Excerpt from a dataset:
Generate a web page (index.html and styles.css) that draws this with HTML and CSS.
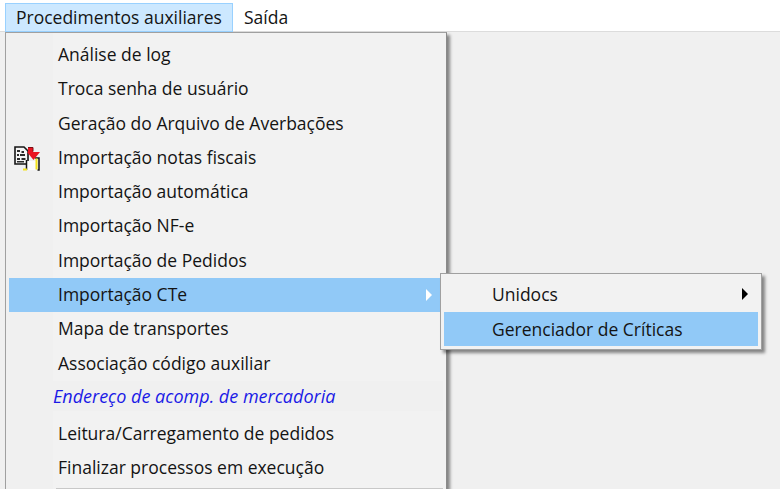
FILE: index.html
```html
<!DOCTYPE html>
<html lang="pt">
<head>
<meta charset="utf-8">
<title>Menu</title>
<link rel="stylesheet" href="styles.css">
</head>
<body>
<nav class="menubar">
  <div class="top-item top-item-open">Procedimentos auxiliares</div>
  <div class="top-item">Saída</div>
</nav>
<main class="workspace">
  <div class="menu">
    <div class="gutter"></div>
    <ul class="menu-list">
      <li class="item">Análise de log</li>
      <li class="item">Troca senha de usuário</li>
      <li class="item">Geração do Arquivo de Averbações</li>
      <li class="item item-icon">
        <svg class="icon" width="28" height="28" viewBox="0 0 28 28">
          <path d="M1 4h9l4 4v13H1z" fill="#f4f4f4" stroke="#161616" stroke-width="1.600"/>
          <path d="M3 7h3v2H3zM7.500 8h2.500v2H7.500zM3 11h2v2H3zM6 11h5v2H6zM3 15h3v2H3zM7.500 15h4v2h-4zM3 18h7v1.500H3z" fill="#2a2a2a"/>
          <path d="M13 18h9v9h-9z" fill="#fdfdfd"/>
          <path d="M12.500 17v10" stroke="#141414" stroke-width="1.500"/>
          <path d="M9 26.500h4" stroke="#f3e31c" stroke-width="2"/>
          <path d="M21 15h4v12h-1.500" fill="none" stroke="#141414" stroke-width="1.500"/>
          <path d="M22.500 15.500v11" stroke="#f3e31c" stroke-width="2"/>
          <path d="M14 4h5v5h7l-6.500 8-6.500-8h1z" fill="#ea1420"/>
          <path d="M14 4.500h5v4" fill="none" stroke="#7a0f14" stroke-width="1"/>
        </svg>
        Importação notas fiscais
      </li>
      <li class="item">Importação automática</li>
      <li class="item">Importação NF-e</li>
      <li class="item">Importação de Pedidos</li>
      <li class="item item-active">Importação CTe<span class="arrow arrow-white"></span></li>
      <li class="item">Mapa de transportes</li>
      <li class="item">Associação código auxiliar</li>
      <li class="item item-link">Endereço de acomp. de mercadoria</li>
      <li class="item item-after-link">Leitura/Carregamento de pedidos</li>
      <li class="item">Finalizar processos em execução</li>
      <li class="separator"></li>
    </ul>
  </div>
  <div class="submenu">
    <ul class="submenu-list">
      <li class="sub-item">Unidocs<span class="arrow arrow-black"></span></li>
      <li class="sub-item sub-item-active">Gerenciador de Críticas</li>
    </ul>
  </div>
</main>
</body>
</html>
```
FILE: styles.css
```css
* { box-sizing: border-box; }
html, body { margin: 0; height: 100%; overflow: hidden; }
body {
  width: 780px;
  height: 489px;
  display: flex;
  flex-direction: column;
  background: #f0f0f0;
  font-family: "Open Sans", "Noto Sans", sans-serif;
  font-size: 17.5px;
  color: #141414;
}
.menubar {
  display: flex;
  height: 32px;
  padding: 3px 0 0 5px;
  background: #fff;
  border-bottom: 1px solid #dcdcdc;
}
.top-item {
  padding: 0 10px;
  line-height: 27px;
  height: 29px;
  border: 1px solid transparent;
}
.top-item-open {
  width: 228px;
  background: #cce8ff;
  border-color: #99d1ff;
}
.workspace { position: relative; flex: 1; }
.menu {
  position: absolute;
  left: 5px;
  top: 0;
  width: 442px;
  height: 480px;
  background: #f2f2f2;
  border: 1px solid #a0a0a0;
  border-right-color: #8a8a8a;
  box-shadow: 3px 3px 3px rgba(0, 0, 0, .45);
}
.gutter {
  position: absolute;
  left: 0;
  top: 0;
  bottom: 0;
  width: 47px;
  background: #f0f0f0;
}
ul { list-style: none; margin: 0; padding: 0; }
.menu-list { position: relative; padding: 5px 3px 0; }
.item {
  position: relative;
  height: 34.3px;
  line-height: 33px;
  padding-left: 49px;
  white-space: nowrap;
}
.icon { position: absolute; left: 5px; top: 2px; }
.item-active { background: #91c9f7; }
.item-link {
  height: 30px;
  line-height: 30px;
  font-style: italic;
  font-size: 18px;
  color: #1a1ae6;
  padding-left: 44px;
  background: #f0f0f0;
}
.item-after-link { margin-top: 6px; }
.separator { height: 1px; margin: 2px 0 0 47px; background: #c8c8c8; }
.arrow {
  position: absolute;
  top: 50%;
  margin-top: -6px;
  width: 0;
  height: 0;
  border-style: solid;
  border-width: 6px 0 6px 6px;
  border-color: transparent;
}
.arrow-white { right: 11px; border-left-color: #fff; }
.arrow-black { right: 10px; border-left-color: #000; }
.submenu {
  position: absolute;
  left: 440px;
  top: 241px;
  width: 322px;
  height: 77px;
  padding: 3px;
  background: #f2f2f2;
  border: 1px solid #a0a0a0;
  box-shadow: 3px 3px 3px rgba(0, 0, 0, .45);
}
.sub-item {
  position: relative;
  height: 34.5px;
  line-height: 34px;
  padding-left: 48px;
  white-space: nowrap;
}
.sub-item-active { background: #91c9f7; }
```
...
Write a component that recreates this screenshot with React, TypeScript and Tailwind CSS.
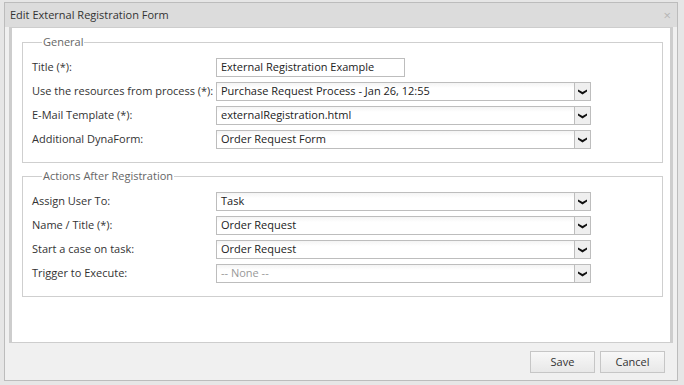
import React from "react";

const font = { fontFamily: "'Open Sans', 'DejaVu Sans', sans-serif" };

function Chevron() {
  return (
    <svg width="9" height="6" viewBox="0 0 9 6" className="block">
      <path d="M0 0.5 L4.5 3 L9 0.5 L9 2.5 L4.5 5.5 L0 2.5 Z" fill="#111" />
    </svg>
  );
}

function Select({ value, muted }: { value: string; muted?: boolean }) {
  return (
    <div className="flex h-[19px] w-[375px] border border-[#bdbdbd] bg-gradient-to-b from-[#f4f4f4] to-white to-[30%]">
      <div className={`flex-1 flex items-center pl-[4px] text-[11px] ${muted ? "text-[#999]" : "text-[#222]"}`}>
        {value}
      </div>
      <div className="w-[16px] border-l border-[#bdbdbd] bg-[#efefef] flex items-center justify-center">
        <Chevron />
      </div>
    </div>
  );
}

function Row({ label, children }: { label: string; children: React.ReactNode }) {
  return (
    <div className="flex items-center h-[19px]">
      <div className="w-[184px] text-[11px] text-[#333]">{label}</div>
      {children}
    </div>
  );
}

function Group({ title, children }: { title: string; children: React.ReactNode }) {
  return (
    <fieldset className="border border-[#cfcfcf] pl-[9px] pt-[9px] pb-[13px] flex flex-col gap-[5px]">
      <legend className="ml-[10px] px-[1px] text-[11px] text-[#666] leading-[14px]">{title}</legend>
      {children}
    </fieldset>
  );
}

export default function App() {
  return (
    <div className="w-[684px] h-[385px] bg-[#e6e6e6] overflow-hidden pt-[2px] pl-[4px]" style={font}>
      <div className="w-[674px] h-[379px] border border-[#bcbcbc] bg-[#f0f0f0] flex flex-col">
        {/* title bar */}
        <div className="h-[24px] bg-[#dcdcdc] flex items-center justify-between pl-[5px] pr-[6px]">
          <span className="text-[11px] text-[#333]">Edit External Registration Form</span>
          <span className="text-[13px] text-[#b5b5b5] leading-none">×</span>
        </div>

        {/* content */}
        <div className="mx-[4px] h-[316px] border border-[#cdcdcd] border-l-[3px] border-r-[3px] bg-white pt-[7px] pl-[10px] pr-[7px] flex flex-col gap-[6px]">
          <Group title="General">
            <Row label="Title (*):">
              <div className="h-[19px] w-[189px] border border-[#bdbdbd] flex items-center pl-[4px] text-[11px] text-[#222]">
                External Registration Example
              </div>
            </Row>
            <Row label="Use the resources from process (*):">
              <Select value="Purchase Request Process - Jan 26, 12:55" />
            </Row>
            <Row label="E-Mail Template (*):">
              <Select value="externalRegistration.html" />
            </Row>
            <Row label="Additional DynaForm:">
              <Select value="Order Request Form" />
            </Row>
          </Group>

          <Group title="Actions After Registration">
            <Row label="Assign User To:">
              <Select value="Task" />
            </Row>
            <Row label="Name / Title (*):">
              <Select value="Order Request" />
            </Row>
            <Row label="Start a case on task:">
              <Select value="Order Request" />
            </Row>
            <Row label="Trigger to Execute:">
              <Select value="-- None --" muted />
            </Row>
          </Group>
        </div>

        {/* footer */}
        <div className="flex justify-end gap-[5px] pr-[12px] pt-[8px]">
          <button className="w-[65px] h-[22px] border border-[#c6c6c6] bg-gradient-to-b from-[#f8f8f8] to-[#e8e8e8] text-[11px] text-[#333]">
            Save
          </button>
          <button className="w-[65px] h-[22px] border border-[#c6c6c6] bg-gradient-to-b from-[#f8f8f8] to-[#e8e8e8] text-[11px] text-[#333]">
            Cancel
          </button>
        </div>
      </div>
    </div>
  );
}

Set problem: List the lines of the records where "this" occurs.

Task solution:
Generate a web page (index.html and styles.css) that draws this with HTML and CSS.
Write a component that recreates this screenshot with React, TypeScript and Tailwind CSS.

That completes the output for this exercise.